NBA professional basketball team season

The 1989–90 Miami Heat season was the second season for the Miami Heat in the National Basketball Association. The city of Miami, Florida hosted the NBA All-Star weekend at the Miami Arena this season, which featured the 1990 NBA All-Star Game.

==Season summary==

===Off-season===
After finishing with a league-worst 15–67 record in their inaugural season, the Heat received the fourth overall pick in the 1989 NBA draft, and selected small forward Glen Rice from the University of Michigan, and also selected point guard Sherman Douglas out of Syracuse University with the 28th overall pick. During the off-season, the team acquired Tellis Frank from the Golden State Warriors, and signed undrafted rookie power forward Terry Davis out of Virginia Union. After playing in the Midwest Division of the Western Conference the previous season, the Heat moved into the Atlantic Division of the Eastern Conference this season.

===Regular season===
With the addition of Rice and Douglas, the Heat got off to a 4–7 start to the regular season. However, the team continued to struggle by posting a nine-game losing streak between November and December, and then posting a 13-game losing streak between December and January. The Heat lost six straight games at the end of January, and later on held a 10–39 record at the All-Star break. The team posted an eight-game losing streak in February, and then posted another nine-game losing streak between March and April, losing 10 of their final 11 games of the season. The Heat finished in fifth place in the Atlantic Division with an 18–64 record, which was a three-game improvement over their inaugural season.

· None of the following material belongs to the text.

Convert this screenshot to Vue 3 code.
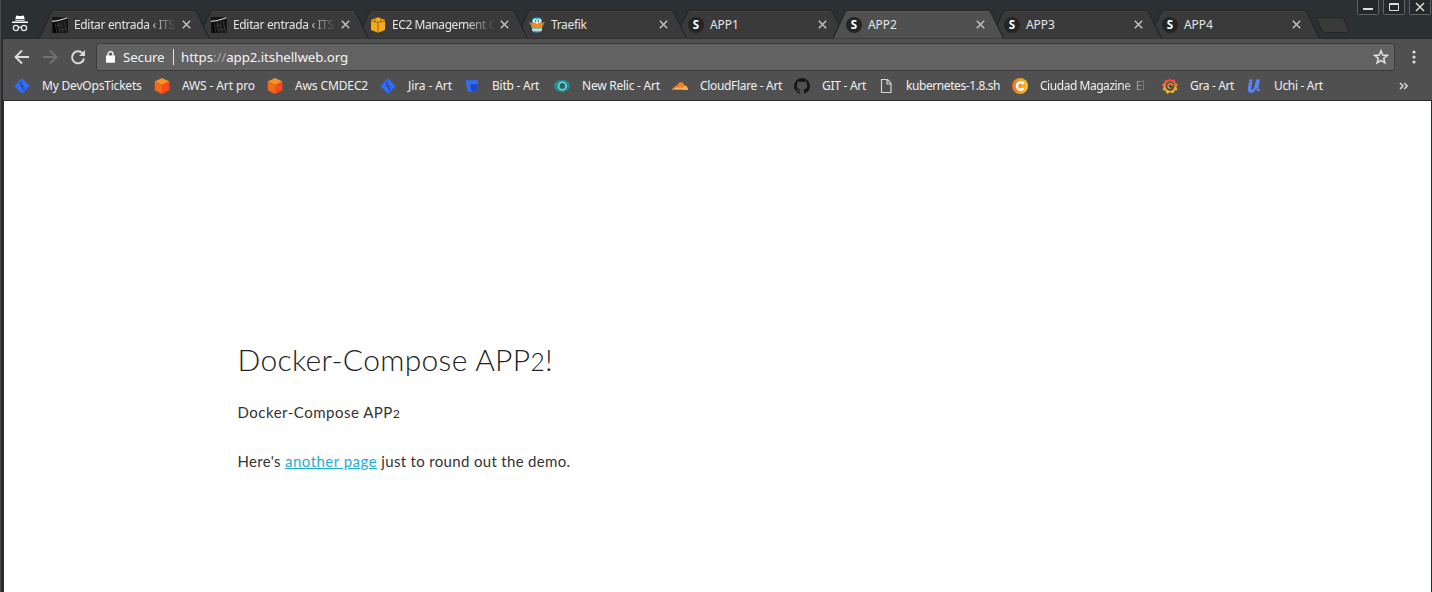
<script setup>
const tabs = [
  { title: 'Editar entrada ‹ ITS', icon: 'photo', w: 159, fade: true },
  { title: 'Editar entrada ‹ ITS', icon: 'photo', w: 159, fade: true },
  { title: 'EC2 Management C', icon: 'cube', w: 159, ls: -0.42, fade: true },
  { title: 'Traefik', icon: 'gopher', w: 159 },
  { title: 'APP1', icon: 's', w: 158, ls: -0.1 },
  { title: 'APP2', icon: 's', w: 158, ls: -0.1, active: true },
  { title: 'APP3', icon: 's', w: 158, ls: -0.1 },
  { title: 'APP4', icon: 's', w: 158, ls: -0.1 },
]
const bookmarks = [
  { title: 'My DevOpsTickets', icon: 'jira', w: 140, ls: -0.2 },
  { title: 'AWS - Art pro', icon: 'aws', w: 113, ls: -0.12 },
  { title: 'Aws CMDEC2', icon: 'aws', w: 113, ls: -0.12 },
  { title: 'Jira - Art', icon: 'jira', w: 84, ls: -0.1 },
  { title: 'Bitb - Art', icon: 'bit', w: 90, ls: -0.25 },
  { title: 'New Relic - Art', icon: 'relic', w: 118, ls: -0.24 },
  { title: 'CloudFlare - Art', icon: 'cloud', w: 122, ls: -0.33 },
  { title: 'GIT - Art', icon: 'git', w: 84, ls: -0.27 },
  { title: 'kubernetes-1.8.sh', icon: 'file', w: 134, ls: -0.42 },
  { title: 'Ciudad Magazine  El', icon: 'c', w: 150, ls: -0.46, fade: true },
  { title: 'Gra - Art', icon: 'gra', w: 84, ls: -0.35 },
  { title: 'Uchi - Art', icon: 'u', w: 90, ls: -0.33 },
]
</script>

<template>
  <div class="window">
    <header class="strip">
      <svg class="incognito" width="18" height="18" viewBox="0 0 18 18">
        <path d="M5 1.2Q5.2.4 6 .5L8 1h2l2-.5q.8-.1 1 .7L13.6 4H4.4zM4.2 4.8h9.6v1H4.2zM1 6.6h16v1.4H1z" fill="#fff" />
        <g fill="none" stroke="#e8e8e8" stroke-width="1.3"><circle cx="4.9" cy="13" r="2.6" /><circle cx="13" cy="13" r="2.6" /><path d="M7.5 12.6Q9 11.6 10.5 12.6" /></g>
      </svg>
      <div class="tabs">
        <div v-for="(t, i) in tabs" :key="i" class="tab" :class="{ active: t.active }" :style="{ width: t.w + 'px', zIndex: t.active ? 20 : 10 - i }">
          <svg class="shape" width="172" height="29" viewBox="0 0 172 29">
            <path class="fill" d="M0 28.5L12 2.5Q13 .5 15 .5H155Q157 .5 158 2.5L170.500 28.500z" />
            <path d="M0 28.5L12 2.5Q13 .5 15 .5H155Q157 .5 158 2.5L170.500 28.500" fill="none" stroke="#242627" stroke-width="1.2" />
            <path class="gleam" d="M14 1.6H156" />
          </svg>
          <svg class="fav" width="16" height="16" viewBox="0 0 16 16">
            <template v-if="t.icon === 'photo'">
              <path fill="#151515" d="M0 0h16v16H0z" /><path fill="#050505" d="M1 6l3-1 2 11H2z" />
              <path d="M0 4.300Q7 4 15.500.8" stroke="#d2d2d2" stroke-width="1.200" fill="none" />
              <path d="M3 6l2 10M6 5l2 10M9 5l2 11M12 4l3 12M4 9l5-1M8 13l6-1" stroke="#454545" stroke-width=".7" />
            </template>
            <template v-else-if="t.icon === 'cube'">
              <path fill="#f5ab19" d="M8 .3L15 2.900V13L8 15.800 1 13V2.900z" />
              <path d="M1 4L8 5.400 15 4M8 5.400v10.400M5 1.500V4.700M11 1.500V4.700" fill="none" stroke="#7a5a20" stroke-width=".8" />
            </template>
            <template v-else-if="t.icon === 'gopher'">
              <path d="M2.200 8L.8 5M13.800 8l1.400-3" stroke="#9a794d" stroke-width="1.500" />
              <rect x="3" y=".5" width="10" height="15" rx="4" fill="#35b4cf" /><path d="M3 3.500q5-2 10 0M3 11.500h10V14H3z" fill="#c8d6cf" /><path d="M2.300 5.500h11.400v5H2.300z" fill="#ee8b25" />
              <circle cx="5.900" cy="3.800" r="1.900" fill="#fff" /><circle cx="10.100" cy="3.800" r="1.900" fill="#fff" /><circle cx="6.500" cy="4" r=".7" /><circle cx="9.500" cy="4" r=".7" /><path d="M7 4.700h2v2H7z" fill="#f5e8d5" />
            </template>
            <template v-else>
              <circle cx="8" cy="8" r="8" fill="#242424" /><text x="8" y="12.100" text-anchor="middle" class="letter">S</text>
            </template>
          </svg>
          <span class="title" :class="{ fade: t.fade }" :style="{ letterSpacing: (t.ls ?? -0.34) + 'px' }">{{ t.title }}</span>
          <svg class="close" width="9" height="9" viewBox="0 0 9 9"><path d="M.8.8l7.400 7.400M8.200.8L.8 8.200" stroke="#c0c0c0" stroke-width="1.500" /></svg>
        </div>
        <svg class="newtab" width="34" height="17" viewBox="0 0 34 17"><path d="M1.500.7H25Q27 .7 28 2.500L32.400 14Q33 15.600 31 15.600H9Q7.300 15.600 6.500 14L1 2.500Q.3.700 1.500.700z" fill="#3a3a3a" stroke="#232627" /></svg>
      </div>
      <div class="controls">
        <svg width="22" height="15" viewBox="0 0 22 15"><path d="M.5-1V13.500Q.5 14.500 1.500 14.500H20.500Q21.500 14.500 21.500 13.500V-1" /><path class="glyph" d="M6 9h10" stroke-width="2" /></svg>
        <svg width="22" height="15" viewBox="0 0 22 15"><path d="M.5-1V13.500Q.5 14.500 1.500 14.500H20.500Q21.500 14.500 21.500 13.500V-1" /><path class="glyph" d="M6.500 3.500h9v7h-9zM6.500 4.500h9" /></svg>
        <svg width="22" height="15" viewBox="0 0 22 15"><path d="M.5-1V13.500Q.5 14.500 1.500 14.500H20.500Q21.500 14.500 21.500 13.500V-1" /><path class="glyph" d="M7 3l8 8M15 3l-8 8" stroke-width="1.500" /></svg>
      </div>
    </header>

    <div class="toolbar">
      <nav class="navrow">
        <svg width="94" height="28" viewBox="0 0 94 28">
          <g fill="none" stroke-width="1.800">
            <path d="M26 14H13M19 7.500L12.500 14l6.500 6.500" stroke="#dedede" />
            <path d="M40 14h13M47 7.500l6.500 6.500-6.500 6.500" stroke="#727272" />
            <path d="M79.500 10.200A6 6 0 1 0 81 15.500" stroke="#dadada" stroke-width="2" />
          </g>
          <path d="M82 7v6h-6z" fill="#dadada" />
        </svg>
        <div class="omnibox">
          <svg class="lock" width="9" height="12" viewBox="0 0 9 12"><path d="M0 4.500h9V11q0 .7-.7.7H.7Q0 11.700 0 11z" fill="#fff" /><path d="M2 5V3.200a2.500 2.500 0 0 1 5 0V5" fill="none" stroke="#fff" stroke-width="1.300" /></svg>
          <span class="secure">Secure</span><i class="bar"></i>
          <span class="url">https<em>://</em>app2.itshellweb.org</span>
          <svg class="star" width="16" height="16" viewBox="0 0 16 16"><path d="M8 1.800l1.700 4.300 4.600.3-3.600 2.900 1.200 4.500L8 11.300l-3.900 2.500 1.200-4.500L1.700 6.400l4.600-.3z" fill="none" stroke="#e2e2e2" stroke-width="1.500" /></svg>
        </div>
        <svg class="dots" width="6" height="16" viewBox="0 0 6 16"><g fill="#dedede"><circle cx="3" cy="3" r="1.600" /><circle cx="3" cy="8" r="1.600" /><circle cx="3" cy="13" r="1.600" /></g></svg>
      </nav>
      <nav class="marks">
        <div v-for="(b, i) in bookmarks" :key="i" class="mark" :style="{ width: b.w + 'px' }">
          <svg width="16" height="16" viewBox="0 0 16 16">
            <template v-if="b.icon === 'jira'"><path fill="#2e6dff" d="M8 .3L15.700 8 8 15.700.3 8z" /><path fill="#1f55d6" d="M8 2.500v3.200L6 7.500 5 5zM8 13.500v-3.200L10 8.500l1 2.500z" /><path fill="#3c4a6c" d="M8 6L10 8 8 10 6 8z" /></template>
            <template v-else-if="b.icon === 'aws'"><path fill="#ff9220" d="M8 0l7.300 3.600L8 7 .7 3.600z" /><path fill="#f36a18" d="M.7 3.600L8 7v9L.7 12.300z" /><path fill="#ff4a1c" d="M8 7l7.300-3.400v8.700L8 16z" /></template>
            <template v-else-if="b.icon === 'bit'"><path fill="#2e6dff" d="M1.700 2.300h12.600l-1.800 11.400H3.700z" /><path fill="#1d48cc" d="M10 6.200h3.700l-1.200 7.500H8.500L6.600 10h2.800z" /><path fill="#2b3f9c" d="M6.200 6.200h3.800l-.6 3.600H6.800z" /></template>
            <template v-else-if="b.icon === 'relic'"><ellipse cx="8" cy="8" rx="8" ry="6.200" fill="#238b91" /><circle cx="8.300" cy="8" r="3.700" fill="#306264" stroke="#74d7d5" stroke-width="1.600" /></template>
            <template v-else-if="b.icon === 'cloud'"><path fill="#f58220" d="M0 12q.2-2.500 2.600-2.900.6-2.200 2.600-1.500Q6.500 4.200 9 4.300q2.700.1 3.200 3 3.600.2 3.800 4.700z" /><path fill="#fbb14a" d="M12.200 7.700q3.400.3 3.800 4.300h-5z" /><path d="M3 10.300h8" stroke="#fff" stroke-width=".5" /></template>
            <template v-else-if="b.icon === 'git'"><path fill="#171717" d="M8 0a8 8 0 0 0-2.500 15.600c.4.100.5-.2.500-.4v-1.500c-2.200.5-2.700-1-2.700-1-.4-.9-.9-1.200-.9-1.200-.7-.5.100-.5.100-.5.8.1 1.200.8 1.200.8.700 1.300 1.900.9 2.400.7.100-.5.300-.9.500-1.100-1.800-.2-3.700-.9-3.700-4 0-.9.300-1.600.8-2.100-.1-.2-.4-1 .1-2.100 0 0 .7-.2 2.200.8a7.600 7.600 0 0 1 4 0c1.500-1 2.200-.8 2.200-.8.5 1.100.2 1.900.1 2.100.5.500.8 1.200.8 2.100 0 3.100-1.900 3.800-3.700 4 .3.300.6.800.6 1.500v2.300c0 .2.100.5.500.4A8 8 0 0 0 8 0z" /></template>
            <template v-else-if="b.icon === 'file'"><path d="M3.500 1.500h6l3.500 4v9H3.500zM9 1.500V6h4" fill="none" stroke="#d4d4d4" stroke-width="1.200" /></template>
            <template v-else-if="b.icon === 'c'"><defs><linearGradient id="warm"><stop stop-color="#ef6b18" /><stop offset="1" stop-color="#ffc72b" /></linearGradient></defs><circle cx="8" cy="8" r="8" fill="url(#warm)" /><path d="M11.500 5.700A3.700 3.700 0 1 0 11.500 10.300" stroke="#fff" stroke-width="2.500" fill="none" /></template>
            <template v-else-if="b.icon === 'gra'"><defs><linearGradient id="sun" x2="0" y2="1"><stop stop-color="#ef3038" /><stop offset="1" stop-color="#ffda18" /></linearGradient></defs><path d="M8 0l1.700 2.200L13 1.500l.1 3L16 6.500 14.400 9l1.200 3-3 .4L11 15.200 8 14l-3 1.800-1.300-3L.7 12l.8-3L0 6.500l2.600-1.700.1-3.300 3.200.7z" fill="url(#sun)" /><path d="M12.800 7.300A4.700 4.700 0 1 0 11 12" fill="#505050" /><path d="M8.600 10.400A2.400 2.400 0 1 1 10.800 8" stroke="#f59524" stroke-width="1.300" fill="none" /></template>
            <template v-else><path d="M3.200 3Q6 .8 5.500 3.700L4.300 9.500Q3.800 12.800 6 12.600 8.600 12.300 9.500 8.500L11 1.700M13 1.700L11.400 10.500Q11.100 13.500 14 11.800M9.500 9.500Q8 14.300 4.800 14 2.200 13.500 2.800 10L4 4M12 1.500L10.300 10" fill="none" stroke="#5b83ff" stroke-width="1.800" /></template>
          </svg>
          <span :class="{ clip: b.fade }" :style="{ letterSpacing: b.ls + 'px' }">{{ b.title }}</span>
        </div>
        <svg class="more" width="10" height="8" viewBox="0 0 10 8"><path d="M1 1l3 3-3 3M5.200 1l3 3-3 3" fill="none" stroke="#d8d8d8" stroke-width="1.500" /></svg>
      </nav>
    </div>

    <main class="page">
      <h1>Docker-Compose APP<small>2</small>!</h1>
      <p class="first">Docker-Compose APP<small>2</small></p>
      <p class="second">Here's <a>another page</a> just to round out the demo.</p>
    </main>
  </div>
</template>

<style>
body { margin: 0; overflow: hidden; }
</style>
<style scoped>
* { box-sizing: border-box; }
svg { display: block; flex: none; }
.window { width: 1432px; height: 592px; background: #292b2d; border-left: 1px solid #484a4b; font-family: "Noto Sans", sans-serif; overflow: hidden; display: flex; flex-direction: column; }
.strip { height: 39px; flex: none; background: #2b3033; display: flex; border-bottom: 1px solid #242627; }
.incognito { margin: 15px 0 0 10px; }
.tabs { display: flex; padding: 10px 0 0 10px; height: 39px; }
.tab { position: relative; height: 29px; display: flex; align-items: center; padding-left: 13px; flex: none; }
.shape { position: absolute; left: 0; top: 0; overflow: visible; }
.fill { fill: #3a3a3a; }
.gleam { stroke: #444; fill: none; }
.active .fill { fill: #505050; }
.active .gleam { stroke: #5c5c5c; }
.fav { position: relative; }
.letter { font: 700 11.500px "Noto Sans", sans-serif; fill: #fff; }
.title { position: relative; font-size: 12px; line-height: 18px; color: #e5e5e5; margin-left: 6px; width: 108px; white-space: nowrap; }
.fade { mask-image: linear-gradient(90deg, #000 74px, transparent 103px); }
.close { position: relative; }
.newtab { margin: 7px 0 0 9px; }
.controls { display: flex; gap: 4px; margin-left: auto; }
.controls { margin-right: 1px; }
.controls path { fill: #25282a; stroke: #606365; }
.controls .glyph { fill: none; stroke: #deded8; }
.toolbar { height: 62px; flex: none; background: #505050; margin-left: 2px; border-bottom: 1px solid #2c292b; display: flex; flex-direction: column; }
.navrow { height: 36px; display: flex; padding-top: 4px; }
.omnibox { width: 1299px; height: 28px; margin-left: -1px; background: #626262; border: 1px solid #3b3b3b; border-radius: 3px; display: flex; align-items: center; font-size: 13.300px; color: #f5f5f5; padding: 0 5px 0 9px; }
.secure { margin-left: 8px; width: 50px; letter-spacing: -.1px; }
.bar { width: 1px; height: 16px; background: #e0e0e0; margin-right: 7px; }
.url { letter-spacing: -.08px; }
em { font-style: normal; color: #a6a6a6; }
.star { margin-left: auto; }
.dots { margin: 6px 0 0 15.500px; }
.marks { display: flex; align-items: center; height: 24px; padding-left: 11px; margin-top: -1px; }
.mark { display: flex; flex: none; align-items: center; gap: 12px; font-size: 12px; line-height: 18px; color: #f0f0f0; }
.mark span { white-space: pre; }
.clip { width: 112px; mask-image: linear-gradient(90deg, #000 82px, transparent 112px); }
.more { margin-left: auto; margin-right: 23px; }
.page { flex: 1; background: #fff; margin: 0 1px 0 3px; padding: 240px 0 0 233.500px; font-family: Lato, sans-serif; color: #333; }
h1 { margin: 0; font-weight: 300; font-size: 30px; line-height: 36px; letter-spacing: .32px; color: #222; }
p { margin: 0; font-size: 15px; line-height: 24px; letter-spacing: .33px; }
small { font-size: .82em; }
.first { margin-top: 20px; letter-spacing: .5px; }
.second { margin-top: 23px; }
a { color: #1eaedb; text-decoration: underline; letter-spacing: .48px; }
</style>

Second-year center Rony Seikaly averaged 16.6 points, 10.4 rebounds and 1.7 blocks per game, and was named the NBA Most Improved Player of the Year, while Douglas averaged 14.3 points, 7.6 assists and 1.8 steals per game, and was named to the NBA All-Rookie First Team, and Rice provided the team with 13.6 points and 4.6 rebounds per game, and was named to the NBA All-Rookie Second Team. In addition, Kevin Edwards contributed 12.0 points and 1.6 steals per game, while Billy Thompson provided with 11.0 points and 7.0 rebounds per game, Frank averaged 9.5 points and 5.0 rebounds per game, and Grant Long provided with 8.5 points and 5.0 rebounds per game. Meanwhile, Jon Sundvold contributed 6.1 points per game, Rory Sparrow provided with 5.9 points and 3.6 assists per game, and Davis averaged 4.7 points and 3.6 rebounds per game.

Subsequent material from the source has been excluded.